To help alleviate pain, you should rest, ice your tendon for up to 20 minutes at a time throughout the day, and reduce swelling by elevating your leg. If pain continues, your doctor can provide anti-inflammatory medication or you may need to be immobilized. There are some surgical procedures you can have, too, if pain persists and isn’t responsive to conservative treatment.
“The treatment for Achilles tendinitis is largely the same as plantar fasciitis,” notes Dr. Stock.
About 2 out of 10 people have flat feet — and many people who have them don’t experience any issues. If you have flat feet, maybe you never developed an arch, or as an adult, your arch has fallen. This can happen if you experience inflammation or a tear in a leg tendon that supports your arches.
“You want to accommodate the foot so you don’t make all these other structures overwork,” says Dr. Stock. “Instability in your foot can lead to a lot of different conditions with your tendons, ligaments and joints, so supporting the arches is the most important thing you can do if you have a flat foot.”
Flat feet can aggravate other conditions like plantar fasciitis or Achilles tendinitis. So, it’s important to support your feet by wearing good running sneakers or using inserts in your shoes for additional support. You can also strengthen your fallen arches or flat feet with a number of stretches and exercises like arch lifts and heel raises.
And if you have flat feet, you should stay away from wearing sandals or walking around barefoot.
If you’re feeling pain in the morning along the top of your foot or in your ankles, you may have arthritis. Arthritis occurs when your cartilage wears away and your joints rub together, bone on bone. This can happen with regular wear and tear as you age (osteoarthritis). You can also have rheumatoid arthritis or psoriatic arthritis, which are caused by inflammation.

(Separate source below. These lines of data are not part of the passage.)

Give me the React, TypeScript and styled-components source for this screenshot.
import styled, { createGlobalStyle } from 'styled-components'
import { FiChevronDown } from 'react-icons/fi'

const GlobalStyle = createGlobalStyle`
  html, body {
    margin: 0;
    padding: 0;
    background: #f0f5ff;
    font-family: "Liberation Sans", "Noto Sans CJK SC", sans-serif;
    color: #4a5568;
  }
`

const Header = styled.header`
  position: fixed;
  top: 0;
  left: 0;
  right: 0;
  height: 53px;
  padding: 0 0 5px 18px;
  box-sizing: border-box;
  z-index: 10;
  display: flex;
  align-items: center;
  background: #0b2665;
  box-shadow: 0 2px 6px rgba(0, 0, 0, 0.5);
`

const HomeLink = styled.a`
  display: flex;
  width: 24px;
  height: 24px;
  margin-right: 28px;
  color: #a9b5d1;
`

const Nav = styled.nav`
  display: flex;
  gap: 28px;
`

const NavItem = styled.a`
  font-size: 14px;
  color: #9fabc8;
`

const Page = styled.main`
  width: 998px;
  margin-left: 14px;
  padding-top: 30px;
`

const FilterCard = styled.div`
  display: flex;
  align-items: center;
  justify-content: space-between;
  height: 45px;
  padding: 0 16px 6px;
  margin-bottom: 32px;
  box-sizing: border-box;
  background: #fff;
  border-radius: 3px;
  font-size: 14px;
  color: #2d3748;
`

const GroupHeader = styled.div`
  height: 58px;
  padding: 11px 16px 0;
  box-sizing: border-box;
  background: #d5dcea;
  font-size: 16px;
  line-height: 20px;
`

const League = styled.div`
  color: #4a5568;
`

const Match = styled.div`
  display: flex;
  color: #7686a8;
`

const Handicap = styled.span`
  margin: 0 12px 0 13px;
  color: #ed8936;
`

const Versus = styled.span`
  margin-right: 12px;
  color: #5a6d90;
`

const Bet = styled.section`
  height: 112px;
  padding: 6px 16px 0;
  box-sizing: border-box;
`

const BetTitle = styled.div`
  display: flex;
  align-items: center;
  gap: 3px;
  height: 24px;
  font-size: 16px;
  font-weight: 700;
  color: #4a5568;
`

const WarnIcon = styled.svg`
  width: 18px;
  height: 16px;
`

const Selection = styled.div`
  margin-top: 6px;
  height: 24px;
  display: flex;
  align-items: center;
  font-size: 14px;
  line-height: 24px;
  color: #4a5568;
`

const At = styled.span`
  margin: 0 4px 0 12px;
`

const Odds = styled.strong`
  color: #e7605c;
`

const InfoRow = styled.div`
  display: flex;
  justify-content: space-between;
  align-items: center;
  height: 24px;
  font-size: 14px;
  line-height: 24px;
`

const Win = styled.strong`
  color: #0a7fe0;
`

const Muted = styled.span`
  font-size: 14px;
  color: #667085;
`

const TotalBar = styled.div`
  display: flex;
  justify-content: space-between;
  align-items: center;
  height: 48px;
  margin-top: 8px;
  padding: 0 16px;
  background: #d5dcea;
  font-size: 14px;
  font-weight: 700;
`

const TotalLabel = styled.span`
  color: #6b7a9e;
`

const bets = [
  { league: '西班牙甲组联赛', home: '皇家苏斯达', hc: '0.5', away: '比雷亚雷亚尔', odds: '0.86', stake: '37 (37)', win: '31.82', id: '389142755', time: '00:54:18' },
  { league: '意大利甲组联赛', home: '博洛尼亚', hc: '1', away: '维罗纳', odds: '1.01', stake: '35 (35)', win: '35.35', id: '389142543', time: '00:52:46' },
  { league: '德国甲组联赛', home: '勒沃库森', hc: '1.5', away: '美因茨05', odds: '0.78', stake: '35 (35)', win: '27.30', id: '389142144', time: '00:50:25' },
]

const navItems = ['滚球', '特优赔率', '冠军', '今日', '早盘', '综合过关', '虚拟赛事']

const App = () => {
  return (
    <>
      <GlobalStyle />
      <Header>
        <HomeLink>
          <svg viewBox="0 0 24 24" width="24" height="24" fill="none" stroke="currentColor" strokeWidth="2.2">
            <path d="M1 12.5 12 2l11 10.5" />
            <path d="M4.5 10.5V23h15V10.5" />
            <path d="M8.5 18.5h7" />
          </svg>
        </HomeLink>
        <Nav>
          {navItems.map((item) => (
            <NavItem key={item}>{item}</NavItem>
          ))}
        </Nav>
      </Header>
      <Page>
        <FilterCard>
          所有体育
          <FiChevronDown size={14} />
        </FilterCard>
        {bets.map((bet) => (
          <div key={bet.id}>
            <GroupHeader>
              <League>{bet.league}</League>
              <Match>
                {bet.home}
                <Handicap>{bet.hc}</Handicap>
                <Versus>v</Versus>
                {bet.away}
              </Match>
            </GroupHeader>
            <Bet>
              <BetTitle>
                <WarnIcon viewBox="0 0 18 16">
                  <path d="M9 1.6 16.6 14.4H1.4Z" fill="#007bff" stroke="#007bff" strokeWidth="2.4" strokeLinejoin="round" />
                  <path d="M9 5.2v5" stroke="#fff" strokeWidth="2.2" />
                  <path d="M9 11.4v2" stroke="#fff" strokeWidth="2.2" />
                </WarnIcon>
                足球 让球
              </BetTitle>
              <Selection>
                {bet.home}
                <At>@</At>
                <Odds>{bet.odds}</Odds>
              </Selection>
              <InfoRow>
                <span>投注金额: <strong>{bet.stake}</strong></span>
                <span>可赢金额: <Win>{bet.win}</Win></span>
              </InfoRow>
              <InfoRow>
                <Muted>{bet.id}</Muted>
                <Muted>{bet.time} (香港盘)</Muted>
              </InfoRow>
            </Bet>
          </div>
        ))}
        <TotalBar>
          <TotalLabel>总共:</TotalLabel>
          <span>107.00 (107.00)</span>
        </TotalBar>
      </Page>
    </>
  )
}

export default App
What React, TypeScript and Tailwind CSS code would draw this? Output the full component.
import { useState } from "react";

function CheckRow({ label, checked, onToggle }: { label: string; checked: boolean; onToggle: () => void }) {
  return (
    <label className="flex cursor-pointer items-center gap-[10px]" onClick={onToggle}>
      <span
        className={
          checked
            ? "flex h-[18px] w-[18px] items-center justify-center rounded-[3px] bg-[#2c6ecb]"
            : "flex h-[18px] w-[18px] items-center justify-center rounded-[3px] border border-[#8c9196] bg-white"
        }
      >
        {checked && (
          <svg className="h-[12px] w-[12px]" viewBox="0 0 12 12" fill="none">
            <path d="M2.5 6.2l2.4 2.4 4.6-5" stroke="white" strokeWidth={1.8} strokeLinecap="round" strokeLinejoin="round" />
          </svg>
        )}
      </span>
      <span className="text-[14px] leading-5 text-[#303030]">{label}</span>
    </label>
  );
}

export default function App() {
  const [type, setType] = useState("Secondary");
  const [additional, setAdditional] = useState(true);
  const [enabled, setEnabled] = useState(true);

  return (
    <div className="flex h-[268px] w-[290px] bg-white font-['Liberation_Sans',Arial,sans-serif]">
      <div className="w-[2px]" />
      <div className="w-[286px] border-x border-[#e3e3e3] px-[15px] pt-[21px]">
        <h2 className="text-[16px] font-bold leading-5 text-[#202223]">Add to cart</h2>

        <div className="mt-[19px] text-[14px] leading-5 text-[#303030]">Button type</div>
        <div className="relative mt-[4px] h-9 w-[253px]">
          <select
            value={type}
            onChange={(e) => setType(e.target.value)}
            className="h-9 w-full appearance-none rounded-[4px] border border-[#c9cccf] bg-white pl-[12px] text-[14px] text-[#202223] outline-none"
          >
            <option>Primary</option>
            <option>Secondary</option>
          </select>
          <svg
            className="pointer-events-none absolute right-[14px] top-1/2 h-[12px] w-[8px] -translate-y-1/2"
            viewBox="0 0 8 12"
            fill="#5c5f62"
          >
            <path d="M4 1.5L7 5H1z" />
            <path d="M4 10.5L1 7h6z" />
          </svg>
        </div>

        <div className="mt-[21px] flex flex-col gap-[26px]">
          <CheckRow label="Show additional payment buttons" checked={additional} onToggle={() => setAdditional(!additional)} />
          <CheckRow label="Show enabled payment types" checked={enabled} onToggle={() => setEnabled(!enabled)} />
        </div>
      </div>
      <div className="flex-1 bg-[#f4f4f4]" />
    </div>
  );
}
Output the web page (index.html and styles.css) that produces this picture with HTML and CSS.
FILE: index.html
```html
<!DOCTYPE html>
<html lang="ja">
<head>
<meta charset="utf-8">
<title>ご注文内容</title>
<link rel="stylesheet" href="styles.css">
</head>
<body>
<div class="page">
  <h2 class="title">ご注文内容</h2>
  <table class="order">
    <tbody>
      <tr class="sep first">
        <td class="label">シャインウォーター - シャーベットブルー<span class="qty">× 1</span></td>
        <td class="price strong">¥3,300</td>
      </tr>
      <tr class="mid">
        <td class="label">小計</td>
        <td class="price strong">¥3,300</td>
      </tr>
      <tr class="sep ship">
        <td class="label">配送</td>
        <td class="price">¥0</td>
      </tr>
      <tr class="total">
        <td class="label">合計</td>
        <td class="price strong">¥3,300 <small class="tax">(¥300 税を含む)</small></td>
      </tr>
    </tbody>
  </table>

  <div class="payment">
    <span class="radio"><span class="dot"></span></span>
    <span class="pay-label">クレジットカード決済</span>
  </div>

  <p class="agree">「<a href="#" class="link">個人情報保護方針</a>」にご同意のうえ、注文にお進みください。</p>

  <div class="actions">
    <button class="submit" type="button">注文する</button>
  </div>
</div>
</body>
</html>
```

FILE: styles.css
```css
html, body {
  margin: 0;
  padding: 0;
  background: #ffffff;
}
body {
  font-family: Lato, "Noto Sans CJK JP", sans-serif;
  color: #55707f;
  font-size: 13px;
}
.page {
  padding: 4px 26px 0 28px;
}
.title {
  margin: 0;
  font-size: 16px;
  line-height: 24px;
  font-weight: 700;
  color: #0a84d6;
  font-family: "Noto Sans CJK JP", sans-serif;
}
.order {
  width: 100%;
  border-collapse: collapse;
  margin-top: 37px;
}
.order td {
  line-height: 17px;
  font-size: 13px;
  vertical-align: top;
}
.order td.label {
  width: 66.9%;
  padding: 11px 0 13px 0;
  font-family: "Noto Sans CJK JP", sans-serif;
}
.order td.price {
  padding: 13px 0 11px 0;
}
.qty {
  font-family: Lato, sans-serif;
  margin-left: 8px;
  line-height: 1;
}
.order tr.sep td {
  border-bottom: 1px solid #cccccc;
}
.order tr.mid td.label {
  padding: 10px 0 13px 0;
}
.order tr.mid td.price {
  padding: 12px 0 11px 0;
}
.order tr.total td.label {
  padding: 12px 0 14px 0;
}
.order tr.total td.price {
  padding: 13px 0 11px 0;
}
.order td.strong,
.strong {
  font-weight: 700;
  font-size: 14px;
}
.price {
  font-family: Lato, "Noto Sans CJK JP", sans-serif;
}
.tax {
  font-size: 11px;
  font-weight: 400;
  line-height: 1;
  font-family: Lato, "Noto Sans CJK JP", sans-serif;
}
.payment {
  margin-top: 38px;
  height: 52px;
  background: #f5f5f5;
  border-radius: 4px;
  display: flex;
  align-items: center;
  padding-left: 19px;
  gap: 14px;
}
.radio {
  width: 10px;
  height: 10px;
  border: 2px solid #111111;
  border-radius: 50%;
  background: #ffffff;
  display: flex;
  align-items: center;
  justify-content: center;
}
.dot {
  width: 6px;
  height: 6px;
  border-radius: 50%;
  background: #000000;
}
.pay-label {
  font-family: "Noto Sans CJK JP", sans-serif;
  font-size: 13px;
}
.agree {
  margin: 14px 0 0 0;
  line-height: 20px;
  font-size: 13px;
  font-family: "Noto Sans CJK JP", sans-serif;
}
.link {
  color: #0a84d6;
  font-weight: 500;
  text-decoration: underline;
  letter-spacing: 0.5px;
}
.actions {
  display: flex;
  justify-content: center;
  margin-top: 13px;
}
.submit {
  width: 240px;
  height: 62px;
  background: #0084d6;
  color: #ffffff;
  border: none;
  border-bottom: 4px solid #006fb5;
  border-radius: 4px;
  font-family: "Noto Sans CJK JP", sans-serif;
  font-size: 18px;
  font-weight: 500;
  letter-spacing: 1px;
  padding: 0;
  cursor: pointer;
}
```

“It’s important to differentiate what type of arthritis you have,” says Dr. Stock. “If you have inflammatory arthritis, you have to decrease the inflammation in your body.”
If you experience foot pain in the morning, try stretching before you get out of bed and throughout the day. You may also want to consider wearing a night splint to help position your affected foot at a 90-degree angle while you sleep. This can help stretch your tightened muscles and ligaments. Refraining from sleeping on your belly and letting your feet lay flat can also be helpful.
If you’ve tried stretching, wearing better sneakers and/or using inserts in your footwear and continue experiencing pain, you may want to schedule an appointment with your doctor. And if you have any visual swelling or change in skin color, or if your foot feels warm to the touch, you should make an appointment immediately because you may have torn a ligament or tendon.
“A lot of times, if your pain is mild or moderate, the first thing we’re going to do is change your support, recommend a stretching protocol, provide icing recommendations and activity modification,” says Dr. Stock.